Both tourists recovered from their ordeal, and although neither had been able to give much of a description of their attacker, the young woman remembered him uttering the word ‘bitch’ during the assault, in what she described as a British accent. Soldiers at the base were questioned, including Hope, but because no DNA had been recovered from the scene of the crime, and no trace was ever found of the weapon used, no one was arrested. Hope had been off duty and off the base at the time, but he had an alibi. He was visiting a prostitute several miles away and she claimed he’d spent the night with her. Bolt could see why this had eliminated him at the time, but in hindsight, with everything else they’d found out about Hope, he now thought it was all far too convenient. It wouldn’t, Bolt suspected, have been that hard for a reasonably intelligent man to have bought an alibi from the prostitute; maybe he’d even sneaked out without her knowing to carry out the attack and then returned. Either way, Bolt now knew they had more than enough to justify a full-scale surveillance operation.

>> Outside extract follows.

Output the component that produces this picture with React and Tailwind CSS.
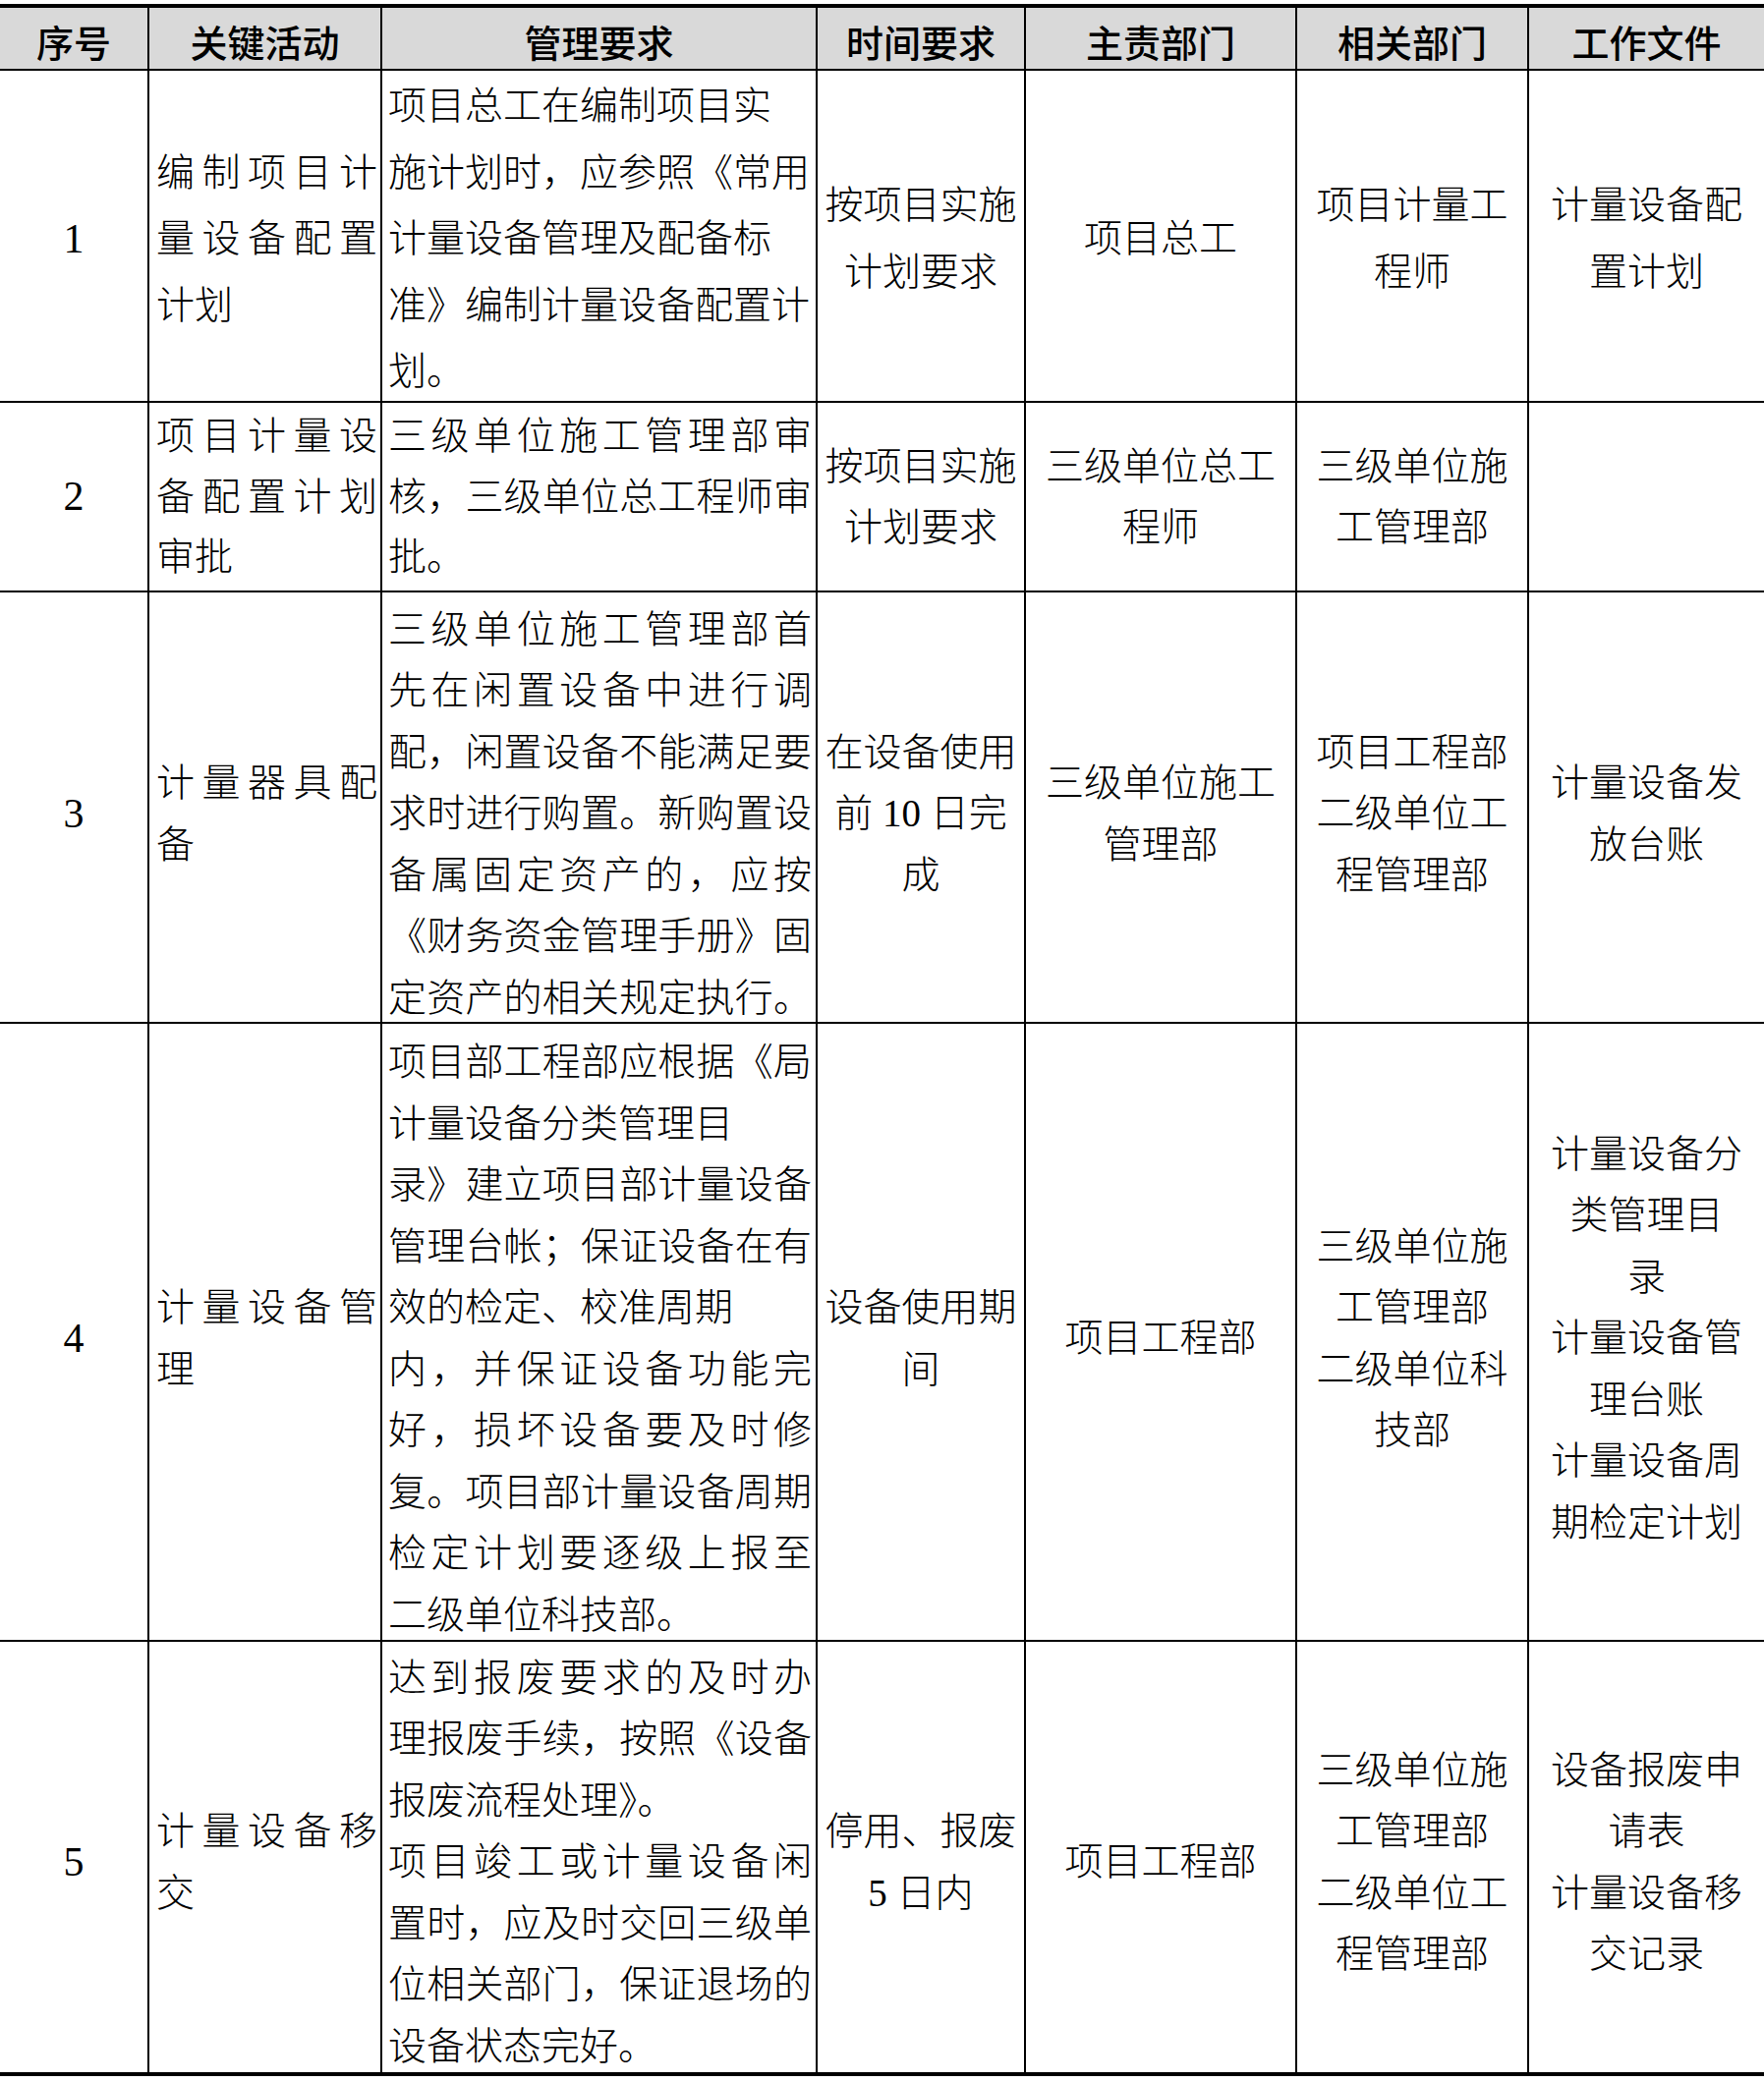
import React from "react";

const GRID = "grid grid-cols-[150px_237px_443px_212px_276px_236px_241px]";
const BODY_FONT = "font-['Liberation_Serif','Noto_Sans_CJK_SC',serif]";

// s: true = line is spread across the cell width
const rows = [
  {
    h: "h-[338px] grid-rows-[336px] border-b-2",
    pad: "pt-[6px]",
    lh: "leading-[67.6px]",
    no: "1",
    act: [["编制项目计", true], ["量设备配置", true], ["计划", false]],
    mgmt: [
      ["项目总工在编制项目实", false],
      ["施计划时，应参照《常用", false],
      ["计量设备管理及配备标", false],
      ["准》编制计量设备配置计", false],
      ["划。", false],
    ],
    time: ["按项目实施", "计划要求"],
    main: ["项目总工"],
    rel: ["项目计量工", "程师"],
    file: ["计量设备配", "置计划"],
  },
  {
    h: "h-[193px] grid-rows-[191px] border-b-2",
    pad: "",
    lh: "leading-[61.5px]",
    no: "2",
    act: [["项目计量设", true], ["备配置计划", true], ["审批", false]],
    mgmt: [
      ["三级单位施工管理部审", true],
      ["核，三级单位总工程师审", true],
      ["批。", false],
    ],
    time: ["按项目实施", "计划要求"],
    main: ["三级单位总工", "程师"],
    rel: ["三级单位施", "工管理部"],
    file: [],
  },
  {
    h: "h-[439px] grid-rows-[437px] border-b-2",
    pad: "pt-[14px]",
    lh: "leading-[62.5px]",
    no: "3",
    act: [["计量器具配", true], ["备", false]],
    mgmt: [
      ["三级单位施工管理部首", true],
      ["先在闲置设备中进行调", true],
      ["配，闲置设备不能满足要", true],
      ["求时进行购置。新购置设", true],
      ["备属固定资产的，应按", true],
      ["《财务资金管理手册》固", true],
      ["定资产的相关规定执行。", true],
    ],
    time: ["在设备使用", "前 10 日完", "成"],
    main: ["三级单位施工", "管理部"],
    rel: ["项目工程部", "二级单位工", "程管理部"],
    file: ["计量设备发", "放台账"],
  },
  {
    h: "h-[629px] grid-rows-[627px] border-b-2",
    pad: "pt-[14px]",
    lh: "leading-[62.5px]",
    no: "4",
    act: [["计量设备管", true], ["理", false]],
    mgmt: [
      ["项目部工程部应根据《局", true],
      ["计量设备分类管理目", false],
      ["录》建立项目部计量设备", true],
      ["管理台帐；保证设备在有", true],
      ["效的检定、校准周期", false],
      ["内，并保证设备功能完", true],
      ["好，损坏设备要及时修", true],
      ["复。项目部计量设备周期", true],
      ["检定计划要逐级上报至", true],
      ["二级单位科技部。", false],
    ],
    time: ["设备使用期", "间"],
    main: ["项目工程部"],
    rel: ["三级单位施", "工管理部", "二级单位科", "技部"],
    file: ["计量设备分", "类管理目", "录", "计量设备管", "理台账", "计量设备周", "期检定计划"],
  },
  {
    h: "h-[438px] grid-rows-[438px]",
    pad: "pt-[11px]",
    lh: "leading-[62.5px]",
    no: "5",
    act: [["计量设备移", true], ["交", false]],
    mgmt: [
      ["达到报废要求的及时办", true],
      ["理报废手续，按照《设备", true],
      ["报废流程处理》。", false],
      ["项目竣工或计量设备闲", true],
      ["置时，应及时交回三级单", true],
      ["位相关部门，保证退场的", true],
      ["设备状态完好。", false],
    ],
    time: ["停用、报废", "5 日内"],
    main: ["项目工程部"],
    rel: ["三级单位施", "工管理部", "二级单位工", "程管理部"],
    file: ["设备报废申", "请表", "计量设备移", "交记录"],
  },
];

const headers = ["序号", "关键活动", "管理要求", "时间要求", "主责部门", "相关部门", "工作文件"];

const Line = ({ text, spread }) =>
  spread ? (
    <div className="flex justify-between">
      {[...text].map((c, i) => (
        <span key={i}>{c}</span>
      ))}
    </div>
  ) : (
    <div className="whitespace-nowrap">{text}</div>
  );

const CenterCell = ({ lines, lh, pad }) => (
  <div className={`border-l-2 border-black flex flex-col justify-center items-center text-center min-h-0 ${lh} ${pad}`}>
    {lines.map((l, i) => (
      <div key={i} className="whitespace-pre">
        {l}
      </div>
    ))}
  </div>
);

export default function App() {
  return (
    <div className={`w-[1795px] bg-white text-black ${BODY_FONT} text-[39px] font-light`}>
      <div className="h-[4px]" />
      <div className="border-t-4 border-b-4 border-black">
        {/* Header */}
        <div className={`${GRID} h-[64px] border-b-2 border-black bg-[#d9d9d9]`}>
          {headers.map((h, i) => (
            <div
              key={h}
              className={`flex items-center justify-center pt-[5px] font-['Noto_Sans_CJK_SC',sans-serif] font-medium text-[38px] ${
                i > 0 ? "border-l-2 border-black" : ""
              }`}
            >
              {h}
            </div>
          ))}
        </div>

        {rows.map((r) => (
          <div key={r.no} className={`${GRID} ${r.h} border-black`}>
            <div className={`flex items-center justify-center text-[42px] font-['Liberation_Serif',serif] ${r.pad}`}>
              {r.no}
            </div>
            <div className={`border-l-2 border-black flex flex-col justify-center min-h-0 pl-[7px] pr-[3px] ${r.lh} ${r.pad}`}>
              {r.act.map(([t, s], i) => (
                <Line key={i} text={t} spread={s} />
              ))}
            </div>
            <div className={`border-l-2 border-black flex flex-col justify-center min-h-0 pl-[6px] pr-[4px] ${r.lh} ${r.pad}`}>
              {r.mgmt.map(([t, s], i) => (
                <Line key={i} text={t} spread={s} />
              ))}
            </div>
            <CenterCell lines={r.time} lh={r.lh} pad={r.pad} />
            <CenterCell lines={r.main} lh={r.lh} pad={r.pad} />
            <CenterCell lines={r.rel} lh={r.lh} pad={r.pad} />
            <CenterCell lines={r.file} lh={r.lh} pad={r.pad} />
          </div>
        ))}
      </div>
    </div>
  );
}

That surveillance had been going on for two days now. Like all twenty-four-hour surveillance ops, it was resource-heavy, using three separate teams of ten officers each. So far, Hope hadn’t done anything remotely suspicious, which was no great surprise. His habits were fairly mundane. He went to work, drove round most of the day delivering parcels, then returned alone to his flat at night. The problem was that there tended to be as long as six months between his killings, and since he’d only killed George Rowan and Ivana Hanzha two weeks previously, it was unlikely he’d be stalking new victims for some time to come yet. Their great hope lay in matching Leonard Hope’s DNA to the murder scene at the Rowans’ house, and the killing of the French student, Beatrice Magret, back in 1998. That way they’d have enough to arrest him and press charges. Unfortunately, because he had no actual convictions, Hope’s DNA wasn’t on the national DNA database, so one of the surveillance teams had had to take possession of a disposable coffee cup he’d dropped in a rubbish bin after one of his deliveries, so that SOCO could take a sample from it. But the results of any DNA test wouldn’t be known for at least five days, and meanwhile the pressure for a result remained absolutely intense.
Bolt tried not to let it get to him, but it wasn’t easy. Including Beatrice Magret, The Disciple had been linked to a total of nine murders, and Bolt was finding it incredibly frustrating having to fend off criticism about the investigation, while at the same time having to wait to find out whether or not Hope was their man.